Another interesting fact about Myanmar that you could find is the tradition of making and smocking cheroots. Cheroots here is quite different from those of western cigars as it is not made of tobacco but kind of leaves that called thanal-phet, sometimes even corn husk and silk like in some villages in Bagan. Burmese cheroots size is varied from a size of a cigarette, a cigar or sometime huge like a stick that can be a feet long. Some kinds of dried wood can be also added to the ingredient and honey or something sweet also coasted on the cheroot for flavor.
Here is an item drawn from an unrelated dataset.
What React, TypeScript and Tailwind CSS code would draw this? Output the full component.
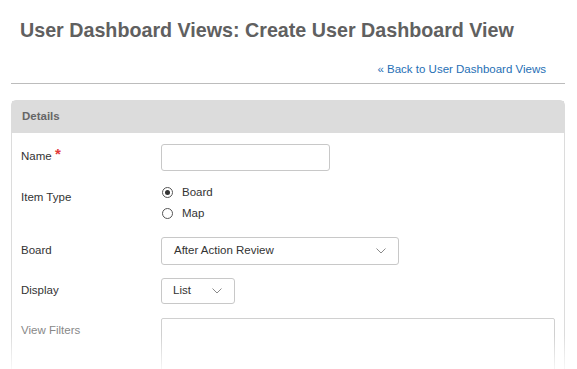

smocking cheroot in myanmar

8th fun facts about Myanmar: the tradition of making and smocking cheroots

8. Most people chew betel leaves

Chewing betel leaves is a prevalent tradition in Myanmar, particularly among the elderly population, and is more commonly observed in rural areas. The telltale sign of this practice is the reddish stains visible on people's mouths.

To prepare betel leaves, they are coated with quicklime and wrapped around areca nut, along with some tobacco and a piece of bitter bark. The mixture is then chewed to extract its juice, which has a pungent taste and contains a stimulant that can be addictive, much like smoking. When chewing betel leaves, people usually swallow only a small amount of the juice, as excessive consumption can cause dizziness. As a result, light brown stains, which may resemble blood, can often be seen on the streets from the liquid that people spit out after chewing.

Chewing betel nut is believed to kill bacterium, bringing fresh breath and beautiful color on the chewer’s lips. A bite of betel nut can bring the effect as you drink several cups of coffee or alcohol at one time. Try it once to know how it is if you dare!

9. Myanmar Time Zone is UTC +6.30

While the other countries in the mainland of Southeast Asia apply the time zone UTC +7 Myanmar, as it is always unique, apply the time zone UTC +6.30, perhaps to differentiate it from the others. So, remember to adjust your watch when you travel to Myanmar from neighboring countries.

10.  Myanmar has finest rubies in the World

Said to be the rarest and most valuable member among the corundum family found around the World, Burmese rubies are considered the best for their color which range from pink red to a vivid pigeon blood, somewhat similar to red traffic light, which is regarded as the finest color for ruby.

The source of top quality Burmese rubies is the Mogok in northern Myanmar. This place is known as the World’s premier source of rubies for centuries. Another place is Mong Hsu which located about 250km east of Mandalay.

Rubies from Mogok is said to have the highest level of purity and saturation that provide wonderful red glow when viewed in natural light. Stones over 1 carat are extremely rare and has the highest prices in the gemstone world. The most famous of them all, the ‘Graff Ruby’ ring, set a new world record when it was sold at the price of USD 8.6 million at a Sotheby’s auction in 2015.

Myanmar is a captivating and multifaceted country that offers a range of interesting facts to discover. Despite having undergone significant transformations over the centuries, its rich history has endured and continues to shape the country as it develops rapidly today. The 10 fun facts discussed here only provide a glimpse into the vibrancy and uniqueness of Myanmar.We hope by learning a little more about Myanmar, you have gained an appreciation for it as much as we do.